Director: Álex de la Iglesia
Writer: Álex de la Iglesia
Stars: Carlos Areces, Antonio de la Torre and Carolina Bang
What they say: Javier, a Sad Clown, finds work in a circus where he befriends an outlandish cast of characters, including the brutish Happy Clown, Sergio, who humiliates Javier daily in the name of entertainment. It is here that he meets Natalia, a gorgeous acrobat and abused wife of Sergio. Javier falls deeply in love with Natalia and tries to rescue her from her cruel and violent husband, unleashing Sergio’s jealousy. With neither man willing to back down, this twisted love triangle evolves into a ferocious battle between Sad Clown and Happy Clown, escalating to unbelievable heights in this shocking, irreverent and unforgettable film.
What I say: When I was offered the opportunity to review The Last Circus, I was unfamiliar with the film. I was somewhat familiar with Álex de la Iglesia, mostly from Acción mutante. I was in no means ready for what I was about to witness. While not a straight horror film, there were surely horrific things going on. The horrors of humanity.
The film opens in 1937 during the Spanish Civil War, as a circus is drafted into fighting. One of the clowns (in drag no less), is also enlisted.

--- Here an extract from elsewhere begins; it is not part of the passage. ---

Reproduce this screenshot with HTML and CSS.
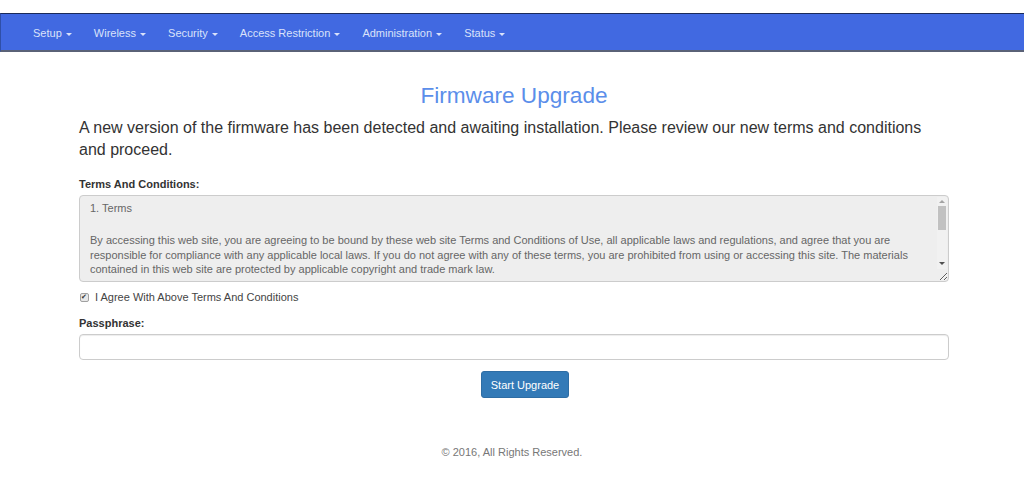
FILE: index.html
```html
<!DOCTYPE html>
<html lang="en">
<head>
    <meta charset="UTF-8">
    <title>Firmware Upgrade</title>
    <link rel="stylesheet" href="styles.css">
</head>
<body>
    <nav class="navbar">
        <ul class="nav">
            <li><a href="#">Setup <span class="caret"></span></a></li>
            <li><a href="#">Wireless <span class="caret"></span></a></li>
            <li><a href="#">Security <span class="caret"></span></a></li>
            <li><a href="#">Access Restriction <span class="caret"></span></a></li>
            <li><a href="#">Administration <span class="caret"></span></a></li>
            <li><a href="#">Status <span class="caret"></span></a></li>
        </ul>
    </nav>

    <div class="container">
        <h1 class="title">Firmware Upgrade</h1>
        <p class="lead">A new version of the firmware has been detected and awaiting installation. Please review our new terms and conditions and proceed.</p>

        <form class="upgrade-form">
            <label class="field-label">Terms And Conditions:</label>
            <div class="terms-box">
                <div class="terms">
                    <p class="terms-heading">1. Terms</p>
                    <p>By accessing this web site, you are agreeing to be bound by these web site Terms and Conditions of Use, all applicable laws and regulations, and agree that you are responsible for compliance with any applicable local laws. If you do not agree with any of these terms, you are prohibited from using or accessing this site. The materials contained in this web site are protected by applicable copyright and trade mark law.</p>
                </div>
                <!-- scrollbar drawn over the terms box -->
                <div class="scrollbar">
                    <span class="arrow-up"></span>
                    <span class="thumb"></span>
                    <span class="arrow-down"></span>
                </div>
            </div>

            <label class="agree">
                <input type="checkbox" checked> I Agree With Above Terms And Conditions
            </label>

            <label class="field-label" for="passphrase">Passphrase:</label>
            <input type="password" id="passphrase" class="form-control">

            <div class="actions">
                <button type="submit" class="btn-primary">Start Upgrade</button>
            </div>
        </form>
    </div>

    <footer class="footer">&copy; 2016, All Rights Reserved.</footer>
</body>
</html>
```

FILE: styles.css
```css
body {
    font-family: "Liberation Sans", Arial, sans-serif;
    font-size: 11px;
    color: #333;
    background-color: #fff;
    margin: 0;
    padding-top: 13px;
}
.navbar {
    background-color: #4169e1;
    border-top: 1px solid #1a2a5a;
    border-bottom: 2px solid #5a6277;
    border-left: 1px solid #2f4fa8;
    height: 36px;
}
.nav {
    list-style: none;
    margin: 0;
    padding: 0 0 0 21px;
    display: flex;
}
.nav a {
    display: block;
    padding: 13px 11px 11px;
    font-size: 11px;
    line-height: 12px;
    color: #dae2fa;
    text-decoration: none;
}
.caret {
    display: inline-block;
    width: 0;
    height: 0;
    margin-left: 1px;
    vertical-align: middle;
    border-top: 3px solid #dae2fa;
    border-left: 3px solid transparent;
    border-right: 3px solid transparent;
}
.container {
    width: 870px;
    margin: 0 0 0 79px;
}
.title {
    font-size: 22.6px;
    font-weight: normal;
    color: #5b8eea;
    text-align: center;
    margin: 31px 0 8px;
    line-height: 26px;
}
.lead {
    font-size: 16px;
    line-height: 22px;
    margin: 0 0 17px;
}
.upgrade-form {
    display: flex;
    flex-direction: column;
}
.field-label {
    font-weight: bold;
    font-size: 11px;
    margin-bottom: 5px;
}
.terms-box {
    position: relative;
    display: flex;
}
.terms {
    flex: 1;
    box-sizing: border-box;
    height: 87px;
    padding: 5px 22px 0 10px;
    font-size: 11px;
    line-height: 14.5px;
    color: #666;
    background-color: #eee;
    border: 1px solid #ccc;
    border-radius: 4px;
    overflow: hidden;
    resize: vertical;
}
.terms p {
    margin: 0;
}
.terms .terms-heading {
    margin-bottom: 17.5px;
}
.scrollbar {
    position: absolute;
    top: 2px;
    right: 2px;
    width: 10px;
    height: 72px;
    background-color: #f1f1f1;
}
.arrow-up,
.arrow-down {
    position: absolute;
    left: 2px;
    width: 0;
    height: 0;
    border-left: 3px solid transparent;
    border-right: 3px solid transparent;
}
.arrow-up {
    top: 3px;
    border-bottom: 3px solid #a3a3a3;
}
.arrow-down {
    bottom: 4px;
    border-top: 3px solid #505050;
}
.thumb {
    position: absolute;
    top: 9px;
    left: 1px;
    width: 8px;
    height: 24px;
    background-color: #c1c1c1;
}
.agree {
    display: flex;
    align-items: center;
    margin: 9px 0 14px 1px;
    color: #444;
}
.agree input {
    appearance: none;
    position: relative;
    box-sizing: border-box;
    width: 9px;
    height: 9px;
    margin: 0 6px 0 0;
    background-color: #e8e8e8;
    border: 1px solid #a0a0a0;
    border-radius: 2px;
}
.agree input:checked::after {
    content: "\2714";
    position: absolute;
    top: -2px;
    left: 0;
    font-size: 7px;
    line-height: 9px;
    color: #333;
}
.form-control {
    box-sizing: border-box;
    height: 26px;
    padding: 4px 10px;
    border: 1px solid #ccc;
    border-radius: 4px;
    box-shadow: inset 0 1px 1px rgba(0, 0, 0, 0.075);
}
.actions {
    text-align: center;
    margin: 11px 0 0 22px;
}
.btn-primary {
    font-family: "Liberation Sans", Arial, sans-serif;
    font-size: 11px;
    color: #fff;
    background-color: #337ab7;
    border: 1px solid #2e6da4;
    border-radius: 3px;
    height: 27px;
    padding: 0 9px;
    cursor: pointer;
}
.footer {
    text-align: center;
    color: #777;
    margin-top: 48px;
}
```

What follows is a horrific, bloody battle with a clown in drag with a machete. It only gets more odd from here. After the battle, the clowns son tries to free him, but it goes horribly wrong. We then jump ahead 20 years, and the son, Javier, goes to work at a circus as a sad clown, alongside “happy” clown Sergio. Sergio is brutish, controlling, and more than a little violent. Javier then meets and falls for Sergio’s beautiful acrobat girlfriend, Natalia. Here begins the most horrible and evil love triangle ever as the two clown battle over Natalia (who can’t make up her mind which clown she wants). The violent stakes keep rising until both clowns, bloody, insane, and disfigured, have a final battle at the site from the beginning of the movie.
The Last Circus boasts a beautiful transfer, as well as great audio. If you are afraid of clowns, stay far, far away. Otherwise I cannon recommend this tragic tale enough. The performances are fantastic, especially the three leads.